A week or two later I was skating at a Saturday morning session and a guy who had been stumbling around all lesson clambered up to me and called for my attention. Turns out the manager of the Topcats couldn’t skate all that well. Had he actually been at any of the beginners hockey sessions that I’d attended, I’m confident that this meeting would never have arisen, but he’d seen some girl pelting around the rink, crossing over, skating backwards, and female ice hockey skaters that actually skate, as opposed to ‘flirt whilst on skates’ can be quite thin on the ground. I said I had already tried hockey at the beginners session and he was positively delighted, convinced that so long as I could skate well, I could become a good ice hockey player. Unfortunately he underestimated my awesome lack of potential in the hockey department.
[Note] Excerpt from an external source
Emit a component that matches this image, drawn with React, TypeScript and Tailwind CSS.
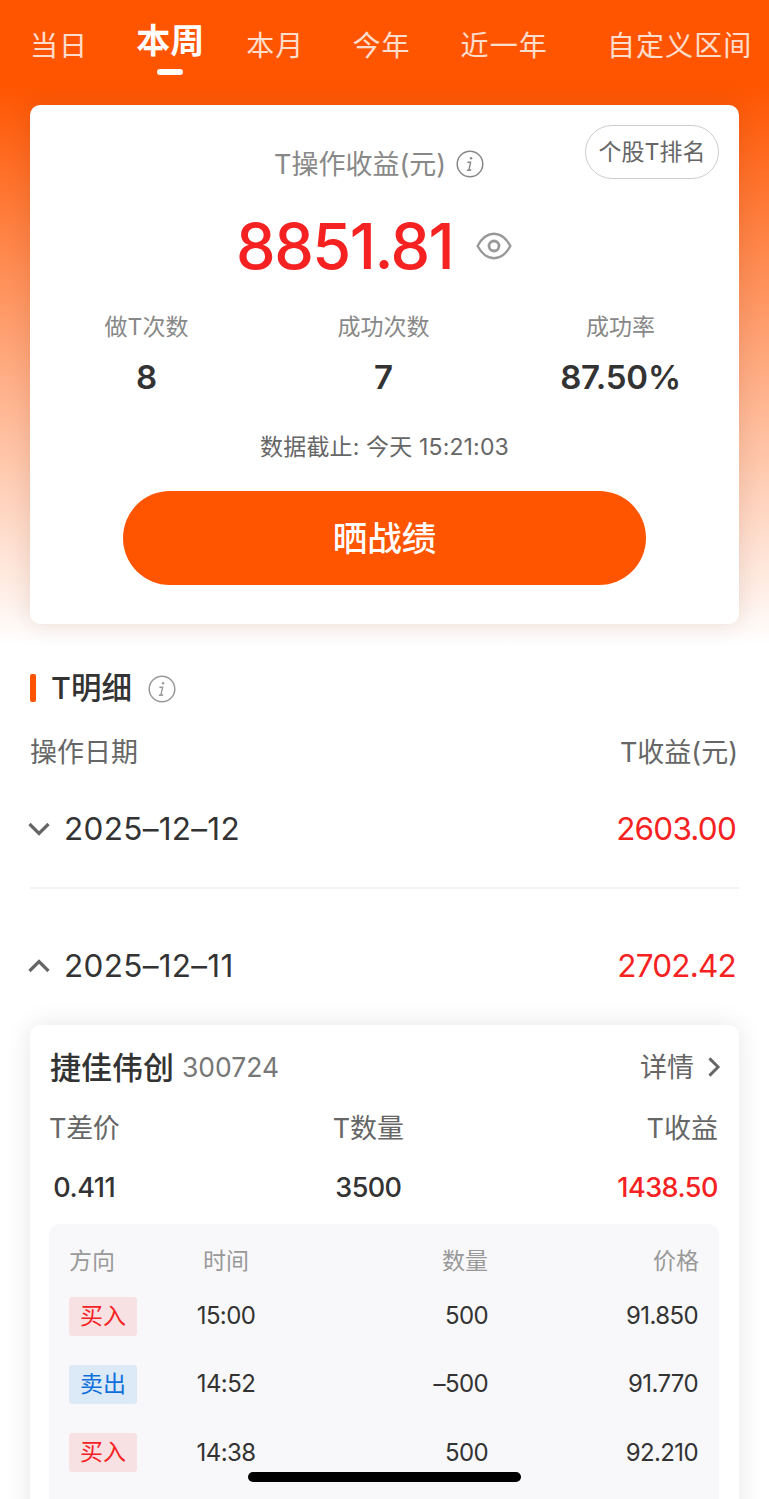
import React, { useState } from 'react';
import clsx from 'clsx';

interface Trade {
    side: 'buy' | 'sell';
    time: string;
    amount: string;
    price: string;
}

const TABS = [
    { label: '当日', className: 'ml-[30px]' },
    { label: '本周', className: 'ml-[48px]' },
    { label: '本月', className: 'ml-[42px]' },
    { label: '今年', className: 'ml-[48px]' },
    { label: '近一年', className: 'ml-[50px]' },
    { label: '自定义区间', className: 'ml-[59px]' },
];

const STATS = [
    { label: '做T次数', value: '8' },
    { label: '成功次数', value: '7' },
    { label: '成功率', value: '87.50%' },
];

const TRADES: Trade[] = [
    { side: 'buy', time: '15:00', amount: '500', price: '91.850' },
    { side: 'sell', time: '14:52', amount: '–500', price: '91.770' },
    { side: 'buy', time: '14:38', amount: '500', price: '92.210' },
];

const InfoIcon = ({ className }: { className?: string }) => (
    <svg viewBox="0 0 28 28" fill="none" className={clsx('w-7 h-7 shrink-0', className)}>
        <circle cx="14" cy="14" r="12.8" stroke="currentColor" strokeWidth="1.5" />
        <circle cx="15.1" cy="8.2" r="1.2" fill="currentColor" />
        <path d="M11.4 12.2h3.200l-1.600 7.400c-.1.700.2.900.8.700l1.500-.6M10.900 20.300h2.600" stroke="currentColor" strokeWidth="1.4" />
    </svg>
);

const EyeIcon = () => (
    <svg viewBox="0 0 36 28" fill="none" stroke="currentColor" strokeWidth="2.4" className="w-9 h-7 shrink-0 text-[#999]">
        <path d="M1.6 14C6 6 11.600 1.800 18 1.800S30 6 34.400 14C30 22 24.400 26.200 18 26.200S6 22 1.600 14Z" strokeLinejoin="round" />
        <circle cx="18" cy="14" r="5" strokeWidth="2.800" />
    </svg>
);

const Chevron = ({ className }: { className?: string }) => (
    <svg viewBox="0 0 22 14" fill="none" stroke="currentColor" strokeWidth="3.2" className={clsx('h-[14px] shrink-0 text-[#666]', className)}>
        <path d="M1.500 2 11 11.500 20.500 2" />
    </svg>
);

const DayRow = ({ date, profit, open }: { date: string; profit: string; open?: boolean }) => (
    <div className="flex items-center h-10">
        <Chevron className={clsx('w-[22px] -ml-0.5', open && 'rotate-180')} />
        <span className="ml-[14px] text-[31.500px] tracking-[0.300px] text-[#333]">{date}</span>
        <span className="ml-auto mr-[3px] text-[31.500px] tracking-[-0.800px] text-[#f62222]">{profit}</span>
    </div>
);

const TradeRow = ({ trade }: { trade: Trade }) => (
    <div className="grid grid-cols-[68px_178px_173px_1fr] items-center h-10 mb-[28.300px] text-[24px] tracking-[-0.600px] text-[#333]">
        <span
            className={clsx(
                'flex items-center justify-center h-[39px] rounded-[3px] text-[23px] tracking-normal',
                trade.side === 'buy' ? 'bg-[#f8e1e2] text-[#f62222]' : 'bg-[#dce9f7] text-[#0d6fdc]'
            )}
        >
            {trade.side === 'buy' ? '买入' : '卖出'}
        </span>
        <span className="text-center">{trade.time}</span>
        <span className="text-right">{trade.amount}</span>
        <span className="pr-px text-right">{trade.price}</span>
    </div>
);

export default function App() {
    const [active, setActive] = useState('本周');

    return (
        <div className="relative w-[769px] h-[1499px] overflow-hidden bg-white bg-[linear-gradient(180deg,#ff5500_85px,#ffffff_645px)] font-['Inter','Noto_Sans_CJK_SC',sans-serif] whitespace-nowrap leading-none">
            <nav className="flex h-[105px]">
                {TABS.map(tab => (
                    <button
                        key={tab.label}
                        type="button"
                        onClick={() => setActive(tab.label)}
                        className={clsx('flex flex-col items-center shrink-0', tab.className)}
                    >
                        {tab.label === active ? (
                            <>
                                <span className="mt-[21px] h-10 leading-10 text-[34px] font-semibold text-white">{tab.label}</span>
                                <span className="mt-[8px] w-[26px] h-[6px] rounded-full bg-white" />
                            </>
                        ) : (
                            <span className="mt-[26px] h-10 leading-10 text-[28px] tracking-[1.100px] text-white/80">{tab.label}</span>
                        )}
                    </button>
                ))}
            </nav>

            <section className="flex flex-col mx-[30px] w-[709px] h-[519px] rounded-[10px] bg-white shadow-[0_0_24px_rgba(80,30,10,0.13)]">
                <div className="grid grid-cols-[244px_1fr_154px] mt-5 pr-5">
                    <div className="col-start-2 flex items-center h-[40px] mt-[19px] text-[27px] text-[#888]">
                        T操作收益(元)
                        <InfoIcon className="ml-[10px]" />
                    </div>
                    <button type="button" className="justify-self-end flex items-center justify-center w-[134px] h-[54px] rounded-full border border-[#ccc] text-[23px] text-[#666]">
                        个股T排名
                    </button>
                </div>

                <div className="flex items-center ml-[206px] mt-[26px] h-[72px]">
                    <span className="w-[220px] text-[63px] font-[550] tracking-[-1.500px] text-[#f62222]">8851.81</span>
                    <span className="ml-5"><EyeIcon /></span>
                </div>

                <div className="grid grid-cols-3 -ml-0.5 mt-[29px]">
                    {STATS.map(stat => (
                        <div key={stat.label} className="flex flex-col items-center">
                            <span className="h-8 leading-8 text-[23px] text-[#888]">{stat.label}</span>
                            <span className="mt-[14px] h-10 leading-10 text-[33px] font-semibold tracking-[-0.200px] text-[#333]">{stat.value}</span>
                        </div>
                    ))}
                </div>

                <div className="mt-[34px] h-8 leading-8 text-center text-[23px] tracking-[0.150px] text-[#666]">数据截止: 今天 15:21:03</div>

                <button type="button" className="mt-[28px] pt-[3px] mx-auto w-[523px] h-[94px] shrink-0 rounded-full bg-[#ff5500] text-[34.500px] font-medium text-white">
                    晒战绩
                </button>
            </section>

            <section className="px-[30px]">
                <div className="flex items-center h-10 mt-[44px]">
                    <span className="w-[6px] h-[28px] rounded-[2px] bg-[#ff5500]" />
                    <h2 className="ml-[15px] text-[30.500px] font-medium text-[#333]">T明细</h2>
                    <InfoIcon className="ml-4 mt-px text-[#999]" />
                </div>
                <div className="flex items-center justify-between h-10 mt-[24px] text-[27px] text-[#666]">
                    <span>操作日期</span>
                    <span className="mr-px">T收益(元)</span>
                </div>
                <div className="mt-[37px] pb-[38px] border-b-2 border-[#f3f3f3]">
                    <DayRow date="2025–12–12" profit="2603.00" />
                </div>
                <div className="mt-[57px]">
                    <DayRow date="2025–12–11" profit="2702.42" open />
                </div>
            </section>

            <section className="mx-[30px] mt-[39px] h-[520px] px-5 rounded-[10px] bg-white shadow-[0_0_26px_rgba(0,0,0,0.1)]">
                <div className="flex items-center h-10 pt-[22px] box-content">
                    <span className="text-[31px] font-medium text-[#333]">捷佳伟创</span>
                    <span className="ml-2 text-[26.500px] text-[#777]">300724</span>
                    <span className="ml-auto text-[27px] text-[#666]">详情</span>
                    <Chevron className="ml-2.5 -mr-[5px] w-[20px] -rotate-90" />
                </div>
                <div className="flex justify-between -ml-px mr-px mt-[22px] text-[27px] text-[#666]">
                    <div className="flex flex-col items-center">
                        <span className="h-10 leading-10 tracking-[-0.300px]">T差价</span>
                        <span className="mt-[19px] h-10 leading-10 font-medium tracking-[-0.500px] text-[#333]">0.411</span>
                    </div>
                    <div className="flex flex-col items-center">
                        <span className="h-10 leading-10">T数量</span>
                        <span className="mt-[19px] h-10 leading-10 font-medium tracking-[-0.600px] text-[#333]">3500</span>
                    </div>
                    <div className="flex flex-col items-end">
                        <span className="h-10 leading-10">T收益</span>
                        <span className="mt-[19px] h-10 leading-10 font-medium tracking-[-0.500px] text-[#f62222]">1438.50</span>
                    </div>
                </div>

                <div className="mt-[16px] h-[300px] pt-[17px] px-5 -ml-px rounded-[11px] bg-[#f8f8fa]">
                    <div className="grid grid-cols-[68px_178px_173px_1fr] items-center h-10 mb-[15px] text-[23px] text-[#999]">
                        <span>方向</span>
                        <span className="text-center">时间</span>
                        <span className="text-right">数量</span>
                        <span className="text-right">价格</span>
                    </div>
                    {TRADES.map(trade => (
                        <TradeRow key={trade.time} trade={trade} />
                    ))}
                </div>
            </section>

            {/* home indicator */}
            <div className="absolute left-[248px] bottom-[17px] w-[273px] h-[10px] rounded-full bg-black" />
        </div>
    );
}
Months later he was still convinced that in time I’d make a ‘good little defence player’ because of my backwards skating ability. That time never came…

I think I was with the Topcats for nearly 2 years before throwing in the towel – I did actually score one time when playing against Oxford University. It was a dream goal, where I lunged in at the last moment to flick in a puck that had rebounded off the Goalie. I couldn’t even flick a puck in practice. The shock of the rest of the team was hilarious. The idiot girl had scored. Yes I had.

I always felt such an embarrassment alongside the others – we had more than our fair share of GB players, and the others were all much more socially confident than I was. It didn’t help that I had a really posh accent from boarding school, and also training was 12am til 1.30am on a Sunday night, so I had to get up at an insane hour on Monday mornings to get to school on time. Those were some mad times.

During those years I got to travel around so many different ice rinks for matches, and would often stay on with Cressida to skate their evening session afterwards. It was pretty funny when we did – the other rinks didn’t seem to be as good at tricks as we were, and pulling out the grapevine would always have the locals getting a bit funny.